Reading the Comments Review
Reading the Comments by Joseph M. Reagle Jr. is a cultural history and ethnography of online commenting: why people post, how platforms shape talk, and what communities do to manage conflict and abuse. It treats comment spaces as social systems with incentives, norms, and invisible labor—more than just “the bottom half of the internet.”
Overview
Reagle traces discussion from Usenet and early blogs to mainstream news sites, forums, and social platforms. He examines pseudonymity and real-name policies, trolling and flaming, civility campaigns, moderation and community guidelines, and the emotional labor of both participants and moderators.
Summary
The book shows how design choices—upvotes, threading, inbox pings, rate limits—steer behavior. It dissects familiar pathologies (brigading, pile-ons, sea-lioning) and the countermeasures communities use: codes of conduct, slow modes, pre-moderation, reputation systems, and community-led governance. Reagle emphasizes context: what reads as hostile in one subculture can be normal banter in another, and “free speech” rhetoric often masks power asymmetries for marginalized speakers.
Authors
Joseph M. Reagle Jr., a scholar of internet culture and collaborative communities, writes with a balanced tone—empathetic to participants and clear-eyed about harm.
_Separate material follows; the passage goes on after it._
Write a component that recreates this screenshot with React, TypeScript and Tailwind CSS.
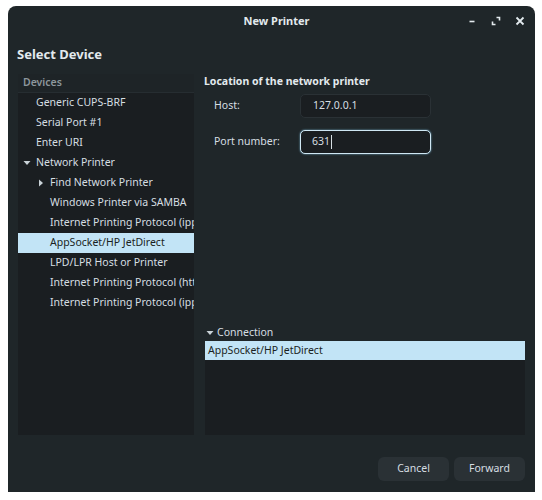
import React from 'react';

const font = { fontFamily: '"Noto Sans", "Open Sans", sans-serif' };

type Row = { label: string; level: number; arrow?: 'down' | 'right'; selected?: boolean };

const rows: Row[] = [
  { label: 'Generic CUPS-BRF', level: 1 },
  { label: 'Serial Port #1', level: 1 },
  { label: 'Enter URI', level: 1 },
  { label: 'Network Printer', level: 1, arrow: 'down' },
  { label: 'Find Network Printer', level: 2, arrow: 'right' },
  { label: 'Windows Printer via SAMBA', level: 2 },
  { label: 'Internet Printing Protocol (ipp)', level: 2 },
  { label: 'AppSocket/HP JetDirect', level: 2, selected: true },
  { label: 'LPD/LPR Host or Printer', level: 2 },
  { label: 'Internet Printing Protocol (https)', level: 2 },
  { label: 'Internet Printing Protocol (ipps)', level: 2 },
];

function Arrow({ dir }: { dir: 'down' | 'right' }) {
  return dir === 'down' ? (
    <svg width="8" height="8" viewBox="0 0 8 8" className="shrink-0">
      <path d="M0.5 2 L7.5 2 L4 6 Z" fill="#c9d2d7" />
    </svg>
  ) : (
    <svg width="8" height="8" viewBox="0 0 8 8" className="shrink-0">
      <path d="M2 0.5 L6 4 L2 7.5 Z" fill="#c9d2d7" />
    </svg>
  );
}

function DeviceRow({ row }: { row: Row }) {
  const indent = row.level === 1 ? 'pl-[18px]' : 'pl-[32px]';
  return (
    <div
      className={`relative h-[20px] flex items-center whitespace-nowrap overflow-hidden ${indent} ${
        row.selected ? 'bg-[#c2e4f6] text-[#1a1f22]' : 'text-[#d6dee2]'
      }`}
    >
      {row.arrow && (
        <span className={`absolute top-[6px] ${row.level === 1 ? 'left-[5px]' : 'left-[19px]'}`}>
          <Arrow dir={row.arrow} />
        </span>
      )}
      {row.label}
    </div>
  );
}

export default function App() {
  return (
    <div className="w-[542px] h-[500px] bg-white pt-[6px] pl-[8px]" style={font}>
      <div className="w-[527px] h-[486px] rounded-t-[8px] bg-[#1f2629] flex flex-col text-[10.5px]">
        {/* title bar */}
        <div className="relative h-[30px] shrink-0 flex items-center justify-center">
          <span className="text-[11px] font-bold text-[#e3eaee] ml-[10px]">New Printer</span>
          <div className="absolute right-[10px] top-0 h-[30px] flex items-center gap-[14px] text-[#e3eaee]">
            <svg width="10" height="10" viewBox="0 0 10 10">
              <path d="M2.5 5.5 H7.5" stroke="#e3eaee" strokeWidth="1.6" />
            </svg>
            <svg width="10" height="10" viewBox="0 0 10 10">
              <path d="M5.5 1.5 H8.5 V4.5 M1.5 5.5 V8.5 H4.5" stroke="#e3eaee" strokeWidth="1.6" fill="none" />
            </svg>
            <svg width="10" height="10" viewBox="0 0 10 10">
              <path d="M1.5 1.5 L8.5 8.5 M8.5 1.5 L1.5 8.5" stroke="#e3eaee" strokeWidth="1.8" />
            </svg>
          </div>
        </div>

        <div className="flex-1 flex flex-col px-[10px] pt-[9px] pb-[11px]">
          <div className="h-[20px] flex items-center text-[13px] font-bold text-[#e3eaee] -ml-px">
            Select Device
          </div>

          <div className="mt-[9px] flex-1 flex gap-[10px]">
            {/* device list */}
            <div className="w-[176px] bg-[#1a1e21] flex flex-col">
              <div className="h-[19px] flex items-center pl-[5px] bg-[#1e2427] border-b border-[#262d31] text-[#8c969c] font-semibold">
                Devices
              </div>
              {rows.map((r) => (
                <DeviceRow key={r.label} row={r} />
              ))}
            </div>

            {/* right side */}
            <div className="flex-1 flex flex-col">
              <div className="h-[14px] flex items-center font-bold text-[#e3eaee] mt-px">
                Location of the network printer
              </div>
              <div className="mt-[5px] pl-[10px] flex flex-col gap-[12px]">
                <div className="flex items-center">
                  <span className="w-[86px] text-[#d6dee2]">Host:</span>
                  <div className="w-[131px] h-[24px] rounded-[5px] bg-[#1a1e21] border border-[#2a3135] flex items-center pl-[12px] text-[#d6dee2]">
                    127.0.0.1
                  </div>
                </div>
                <div className="flex items-center">
                  <span className="w-[86px] text-[#d6dee2]">Port number:</span>
                  <div className="w-[131px] h-[24px] rounded-[5px] bg-[#1a1e21] border-[1.5px] border-[#cfe7f3] shadow-[0_0_2px_#7fb8d6] flex items-center pl-[11px] text-[#d6dee2]">
                    631
                    <span className="ml-px w-px h-[14px] bg-[#d6dee2]" />
                  </div>
                </div>
              </div>

              <div className="flex-1" />

              <div className="h-[16px] flex items-center gap-[3px] pl-[2px] text-[#d6dee2]">
                <Arrow dir="down" />
                Connection
              </div>
              <div className="h-[94px] ml-px bg-[#1a1e21]">
                <div className="h-[19px] flex items-center pl-[3px] bg-[#c2e4f6] text-[#1a1f22]">
                  AppSocket/HP JetDirect
                </div>
              </div>
            </div>
          </div>

          <div className="mt-[22px] flex justify-end gap-[5px]">
            <button className="w-[71px] h-[24px] rounded-[6px] bg-[#2a3135] text-[#d6dee2] text-[10.5px]">
              Cancel
            </button>
            <button className="w-[71px] h-[24px] rounded-[6px] bg-[#2a3135] text-[#d6dee2] text-[10.5px]">
              Forward
            </button>
          </div>
        </div>
      </div>
    </div>
  );
}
The analysis blends interviews, archival posts, and secondary research.
Key Themes
Design is destiny (affordances create incentives); civility vs silencing (tone rules can both help and exclude); pseudonymity’s double edge (safety and honesty vs impunity); moderation as care work (often unpaid, under-recognized); community norms as living constitutions.
Strengths and Weaknesses
Strengths: nuanced taxonomy of bad behaviors and practical moderation tactics; attention to power and inclusion; historical throughline from early forums to mainstream platforms. Weaknesses: pre-2016 platform shifts and modern tooling (ML-assisted mod, real-time safety ops) are only foreshadowed; quantitative measurement is light.
Target Audience
Community managers, product and trust & safety teams, journalists, educators, and researchers studying online discourse or building comment features.
Favorite Ideas
“Norms before nukes”: set expectations and onboard newcomers before crises; friction as a feature (cooldowns, rate limits) to curb heat without heavy censorship; moderator well-being as a system requirement; documentable, appealable enforcement improves legitimacy.
Takeaways
Comments work when product, policy, and people align. Build affordances that reward constructive participation, publish clear rules with real escalation paths, support moderators, and measure outcomes beyond raw engagement—look at who is being heard and who is being driven away.